Exercise directions »
Skip every image and restate the data word for word.

Supplied data »
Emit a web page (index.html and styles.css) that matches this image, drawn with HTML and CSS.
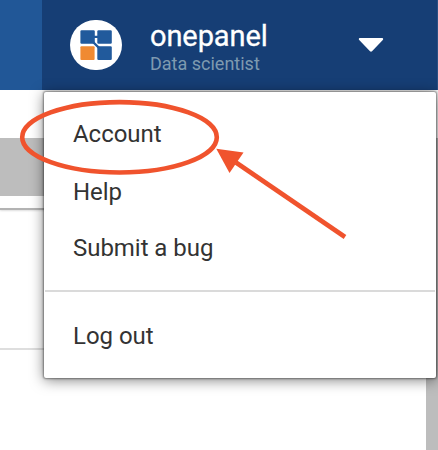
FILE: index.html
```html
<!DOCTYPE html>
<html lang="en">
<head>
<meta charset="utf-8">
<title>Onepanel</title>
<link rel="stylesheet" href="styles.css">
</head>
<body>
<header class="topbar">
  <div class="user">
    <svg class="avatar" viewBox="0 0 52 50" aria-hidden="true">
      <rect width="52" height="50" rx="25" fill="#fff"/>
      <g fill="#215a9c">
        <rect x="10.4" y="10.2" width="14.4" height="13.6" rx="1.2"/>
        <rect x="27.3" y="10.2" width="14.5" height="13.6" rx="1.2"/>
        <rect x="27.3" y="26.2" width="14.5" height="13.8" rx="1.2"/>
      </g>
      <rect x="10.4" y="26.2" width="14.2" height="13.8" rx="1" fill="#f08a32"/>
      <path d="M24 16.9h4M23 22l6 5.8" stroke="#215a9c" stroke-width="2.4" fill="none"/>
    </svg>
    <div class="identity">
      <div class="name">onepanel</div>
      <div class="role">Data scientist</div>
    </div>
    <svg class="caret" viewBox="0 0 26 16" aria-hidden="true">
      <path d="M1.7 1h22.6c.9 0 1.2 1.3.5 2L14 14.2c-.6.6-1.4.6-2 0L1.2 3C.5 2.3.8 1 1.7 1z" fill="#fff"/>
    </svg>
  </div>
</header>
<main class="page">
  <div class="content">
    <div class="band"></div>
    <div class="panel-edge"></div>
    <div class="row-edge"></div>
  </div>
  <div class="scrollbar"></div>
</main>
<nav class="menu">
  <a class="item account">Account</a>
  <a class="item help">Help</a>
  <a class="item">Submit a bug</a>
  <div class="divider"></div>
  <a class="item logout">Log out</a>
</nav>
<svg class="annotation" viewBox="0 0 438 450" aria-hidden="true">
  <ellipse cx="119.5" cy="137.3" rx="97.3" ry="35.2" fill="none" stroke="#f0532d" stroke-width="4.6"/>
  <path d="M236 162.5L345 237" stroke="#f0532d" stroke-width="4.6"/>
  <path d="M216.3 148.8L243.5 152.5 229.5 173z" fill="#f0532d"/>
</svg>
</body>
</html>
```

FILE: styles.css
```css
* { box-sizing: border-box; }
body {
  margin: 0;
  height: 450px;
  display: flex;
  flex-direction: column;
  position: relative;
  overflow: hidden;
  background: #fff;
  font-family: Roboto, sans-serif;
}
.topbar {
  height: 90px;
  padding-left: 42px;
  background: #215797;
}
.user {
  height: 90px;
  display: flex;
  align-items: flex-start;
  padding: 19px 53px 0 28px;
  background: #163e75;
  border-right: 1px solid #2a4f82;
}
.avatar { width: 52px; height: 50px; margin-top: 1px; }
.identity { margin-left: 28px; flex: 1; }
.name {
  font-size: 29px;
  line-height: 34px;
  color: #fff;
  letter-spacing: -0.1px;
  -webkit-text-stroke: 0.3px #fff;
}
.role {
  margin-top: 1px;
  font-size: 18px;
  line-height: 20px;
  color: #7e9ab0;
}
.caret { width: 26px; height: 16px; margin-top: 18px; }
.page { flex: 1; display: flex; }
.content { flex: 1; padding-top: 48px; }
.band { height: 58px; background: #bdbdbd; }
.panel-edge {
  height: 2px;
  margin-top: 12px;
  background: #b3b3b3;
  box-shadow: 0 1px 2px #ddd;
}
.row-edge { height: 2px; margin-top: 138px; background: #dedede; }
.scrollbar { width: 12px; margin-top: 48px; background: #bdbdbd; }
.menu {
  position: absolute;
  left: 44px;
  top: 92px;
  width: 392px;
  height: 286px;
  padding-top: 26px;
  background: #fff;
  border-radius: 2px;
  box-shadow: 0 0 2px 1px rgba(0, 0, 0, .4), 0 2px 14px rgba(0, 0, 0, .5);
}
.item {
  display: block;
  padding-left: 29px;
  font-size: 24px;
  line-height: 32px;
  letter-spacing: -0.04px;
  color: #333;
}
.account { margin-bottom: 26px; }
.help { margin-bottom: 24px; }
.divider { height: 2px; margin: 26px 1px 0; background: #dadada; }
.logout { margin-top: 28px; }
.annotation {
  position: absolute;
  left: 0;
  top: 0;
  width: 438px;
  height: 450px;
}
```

Answer for the task »
Emit a web page (index.html and styles.css) that matches this image, drawn with HTML and CSS.
FILE: index.html
```html
<!DOCTYPE html>
<html lang="en">
<head>
<meta charset="utf-8">
<title>Onepanel</title>
<link rel="stylesheet" href="styles.css">
</head>
<body>
<header class="topbar">
  <div class="user">
    <svg class="avatar" viewBox="0 0 52 50" aria-hidden="true">
      <rect width="52" height="50" rx="25" fill="#fff"/>
      <g fill="#215a9c">
        <rect x="10.4" y="10.2" width="14.4" height="13.6" rx="1.2"/>
        <rect x="27.3" y="10.2" width="14.5" height="13.6" rx="1.2"/>
        <rect x="27.3" y="26.2" width="14.5" height="13.8" rx="1.2"/>
      </g>
      <rect x="10.4" y="26.2" width="14.2" height="13.8" rx="1" fill="#f08a32"/>
      <path d="M24 16.9h4M23 22l6 5.8" stroke="#215a9c" stroke-width="2.4" fill="none"/>
    </svg>
    <div class="identity">
      <div class="name">onepanel</div>
      <div class="role">Data scientist</div>
    </div>
    <svg class="caret" viewBox="0 0 26 16" aria-hidden="true">
      <path d="M1.7 1h22.6c.9 0 1.2 1.3.5 2L14 14.2c-.6.6-1.4.6-2 0L1.2 3C.5 2.3.8 1 1.7 1z" fill="#fff"/>
    </svg>
  </div>
</header>
<main class="page">
  <div class="content">
    <div class="band"></div>
    <div class="panel-edge"></div>
    <div class="row-edge"></div>
  </div>
  <div class="scrollbar"></div>
</main>
<nav class="menu">
  <a class="item account">Account</a>
  <a class="item help">Help</a>
  <a class="item">Submit a bug</a>
  <div class="divider"></div>
  <a class="item logout">Log out</a>
</nav>
<svg class="annotation" viewBox="0 0 438 450" aria-hidden="true">
  <ellipse cx="119.5" cy="137.3" rx="97.3" ry="35.2" fill="none" stroke="#f0532d" stroke-width="4.6"/>
  <path d="M236 162.5L345 237" stroke="#f0532d" stroke-width="4.6"/>
  <path d="M216.3 148.8L243.5 152.5 229.5 173z" fill="#f0532d"/>
</svg>
</body>
</html>
```

FILE: styles.css
```css
* { box-sizing: border-box; }
body {
  margin: 0;
  height: 450px;
  display: flex;
  flex-direction: column;
  position: relative;
  overflow: hidden;
  background: #fff;
  font-family: Roboto, sans-serif;
}
.topbar {
  height: 90px;
  padding-left: 42px;
  background: #215797;
}
.user {
  height: 90px;
  display: flex;
  align-items: flex-start;
  padding: 19px 53px 0 28px;
  background: #163e75;
  border-right: 1px solid #2a4f82;
}
.avatar { width: 52px; height: 50px; margin-top: 1px; }
.identity { margin-left: 28px; flex: 1; }
.name {
  font-size: 29px;
  line-height: 34px;
  color: #fff;
  letter-spacing: -0.1px;
  -webkit-text-stroke: 0.3px #fff;
}
.role {
  margin-top: 1px;
  font-size: 18px;
  line-height: 20px;
  color: #7e9ab0;
}
.caret { width: 26px; height: 16px; margin-top: 18px; }
.page { flex: 1; display: flex; }
.content { flex: 1; padding-top: 48px; }
.band { height: 58px; background: #bdbdbd; }
.panel-edge {
  height: 2px;
  margin-top: 12px;
  background: #b3b3b3;
  box-shadow: 0 1px 2px #ddd;
}
.row-edge { height: 2px; margin-top: 138px; background: #dedede; }
.scrollbar { width: 12px; margin-top: 48px; background: #bdbdbd; }
.menu {
  position: absolute;
  left: 44px;
  top: 92px;
  width: 392px;
  height: 286px;
  padding-top: 26px;
  background: #fff;
  border-radius: 2px;
  box-shadow: 0 0 2px 1px rgba(0, 0, 0, .4), 0 2px 14px rgba(0, 0, 0, .5);
}
.item {
  display: block;
  padding-left: 29px;
  font-size: 24px;
  line-height: 32px;
  letter-spacing: -0.04px;
  color: #333;
}
.account { margin-bottom: 26px; }
.help { margin-bottom: 24px; }
.divider { height: 2px; margin: 26px 1px 0; background: #dadada; }
.logout { margin-top: 28px; }
.annotation {
  position: absolute;
  left: 0;
  top: 0;
  width: 438px;
  height: 450px;
}
```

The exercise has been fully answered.